Yale Law School Professor Akhil Reed Amar is quoted saying,  “Judge Kavanaugh commands wide and deep respect among scholars, lawyers, judges, and justices. Good appellate judges faithfully follow the Supreme Court; great ones influence and help steer the Court. Several of Kavanaugh’s biggest ideas have found their way into Supreme Court opinions.”

Noting that he had supported Hillary Clinton for president and was for President Barack Obama’s nominee to the Supreme Court Judge Merrick Garland, Reed went on to say, “But today, with the exception of the current justices and Judge Garland, it is hard to name anyone with judicial credentials as strong as those of Judge Kavanaugh.”

Amar, the Sterling Professor of Law and Political Science at Yale, wrote a New York Times oped July 9, “A Liberal’s Case for Brett Kavanaugh” in which he called the nomination, “President Trump’s finest hour, his classiest move.”

Akhil Reed Amar, Sterling Professor of Law and Political Science at Yale University. (Photo: Yale.edu)

Amar’s work has won awards from both the American Bar Association and the conservative Federalist Society, and he has been cited by Supreme Court justices across the spectrum in more than three dozen cases—tops in his generation, according to the Yale University profile on him. He regularly testifies before Congress at the invitation of both parties, the biography says, adding that in surveys of judicial citations and/or scholarly citations, he ranks among America’s five most-cited mid-career legal scholars.

One of Kavanaugh’s Indian-American law clerks praised him as well. “I considered it a special privilege to train under a man who had such fundamental respect for the law and a complete commitment to getting it right,” Saritha Komatireddy is quoted saying in the White House press release.

Komatireddy is an Assistant U.S. Attorney in the National Security and Cybercrime Section in Brooklyn U.S. Attorney’s Office. She taught at Columbia Law School previously, and also served as counsel to the National Commission on the BP Deepwater Horizon Oil Spill and Offshore Drilling, where she was a member of the chief counsel’s investigative team. Komatireddy got her law degree from Harvard.

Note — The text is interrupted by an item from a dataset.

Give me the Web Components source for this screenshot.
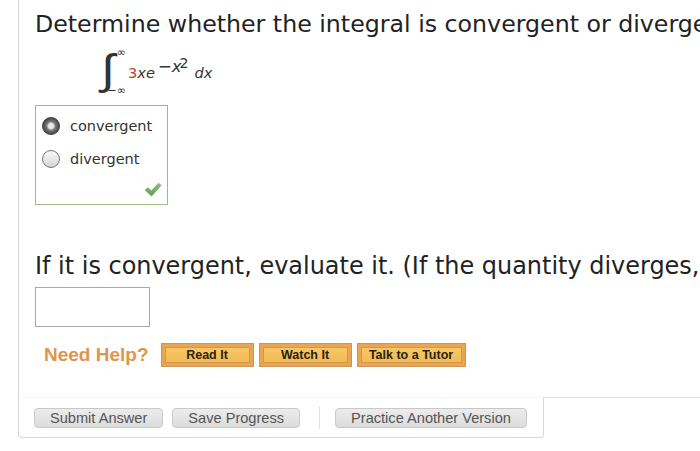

Another former Indian-American law clerk Indraneel Sur, said “Since his first day at the D.C. Circuit, Judge Kavanaugh has stood ready to invest whatever amount of energy is necessary to get the reasoning and the result right in every case … Of course, he would bring that same tireless dedication to the rule of law to the Supreme Court where he confirmed.”Sur got his law degree from University of Pennsylvania and is a graduate from Yale University. He is an associate in the New York office of the law firm of Gibson, Dunn & Crutcher. He served in several senior positions in government in the past. In 2010 and 2011, Sur was a trial attorney at the Justice Department’s Federal Programs Branch of its Civil Division, where he represented the Government in national security cases in Federal District Court.  Among other matters, Sur drafted briefs on behalf of the Government in habeas and Bivens cases brought by detainees at the United States Naval Station at Guantanamo Bay, Cuba, according to the law firm’s website. In 2012 and 2013, he served as an assistant general counsel at the Office of Management and Budget within the Executive Office of President Obama.

Katyal, who is currently with Hogan Lovells, a leading D.C. law firm, in his remarks at the Heritage Foundation, also noted that Kavanaugh made it a point to hire a significant number of women as law clerks, a plus point which he hoped would transfer to the Supreme Court when future trials are heard.

“As some of you saw, Judge Kavanaugh in his remarks yesterday went out of his way to talk about something which I have really noticed in his hiring patterns, which is, he does hire a lot of female clerks,” Katyal is quoted saying in the townhall.com report, adding that in the last term women argued cases only 12 percent of the time, which he believed will start to change.